Double health whammy for Nepal
World Bank report says heart disease cases rising
KATHMANDU, FEB 10 -
Nepal is facing a health crisis with rising rates of heart disease, diabetes, obesity, and other non-communicable diseases (NCDs), which disproportionately affect poor families, with possible side effects of disability and premature death, and worsening poverty, a new report on health risk warns.
The new World Bank report—Capitalising on Demographic Transition: Tackling Non-communicable Diseases in South Asia—says heart disease in the region is now the leading cause of death among people aged 15-69, and that South Asians suffer their first heart attacks six years earlier than other groups worldwide. The report also cites that NCDs have already become the largest health burden in Nepal, accounting for 60 percent of lives lost due to ill health, disability, and early death. The burden of NCDs will proportionally rise in the future, in part, due to further aging of the population with 5.8 percent of the population expected to be over the age of 65 by 2025.

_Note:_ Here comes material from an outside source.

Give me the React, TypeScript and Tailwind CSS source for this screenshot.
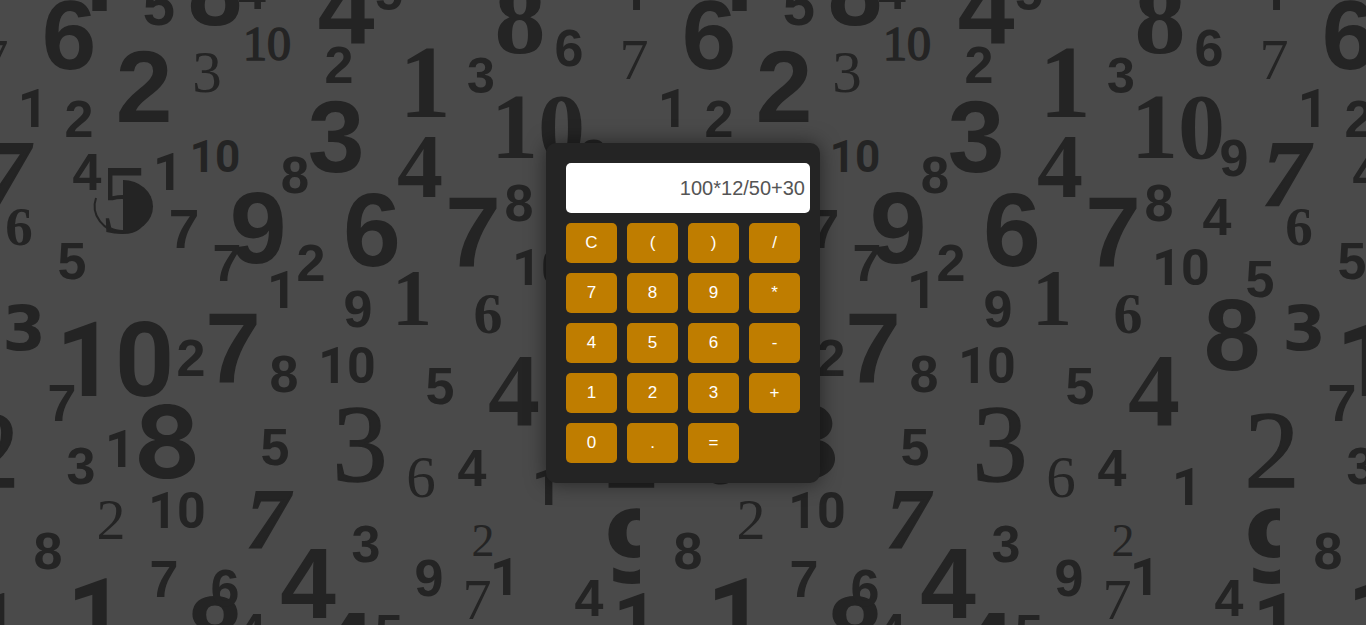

Nepal is also susceptible to risk factors of NCDs including smoking and alcohol consumption. Tobacco use among women is the highest among South Asian countries at 28 percent while smoking prevalence among youth is among the highest at 13 percent for boys and 5 percent for girls. The prevalence of hazardous and harmful drinking is also high. “This unfair burden is especially harsh on poor people, who, after heart attacks, face lifelong major illnesses, have to pay for their medical care out of their savings or by selling their possessions, and then find themselves caught in a poverty trap where they neither can get better nor work,” says co-author Michael Engelgau, M.D., a World Bank Senior Public Health Specialist on secondment from the U.S. Centers for Disease Control and Prevention.
According to the report, with average life expectancy in Nepal now at 67 years and rising, people are getting older without better living conditions, healthier nutrition, rising incomes and access to good healthcare that benefited older people in developed countries in previous decades.
As a result, Nepalis are becoming more vulnerable to heart disease, cancer, diabetes and obesity, creating significant new pressures on health systems to treat and care for them.
The report encourages Nepal to adopt and carry out a number of country and regional approaches to reduce both unhealthy risk factors in its general population and control heart disease, diabetes, cancer, and other NCDs.
According to Consultant Cardiologist at Bir Hospital, Dr. Prakash Raj Regmi, NCDs have now been shifting from aged people to younger, from wealthy people to poor. Statistics show that 10 years ago, NCDs used to be a mere 20 percent of the whole disease spectrum, when communicable diseases used to exceed 80 percent. But now,
NCDs stand to be 49 percent, while communicable disease stand to be 51
percent.
“Figures show that NCDs have been increasing dramatically in the country. If preventive measures are not taken now, NCDs will become epidemic by 2020,” said Dr. Regmi. He added that the main cause of rapid increase in NCDs was unhealthy lifestyle. If NCDs are to be controlled, there needs to be reduction in risk factors like smoking, imbalanced diet, obesity and mental stress so as to curb NCDs by 90 percent.
Sound the alarm, another physician at Kathmandu Model College, Dr. Arpana Neupane said, “The government has to give high priority to contain NCDs by allocating budget and making special separate programmes if it wants to prevent the worst situation in future.”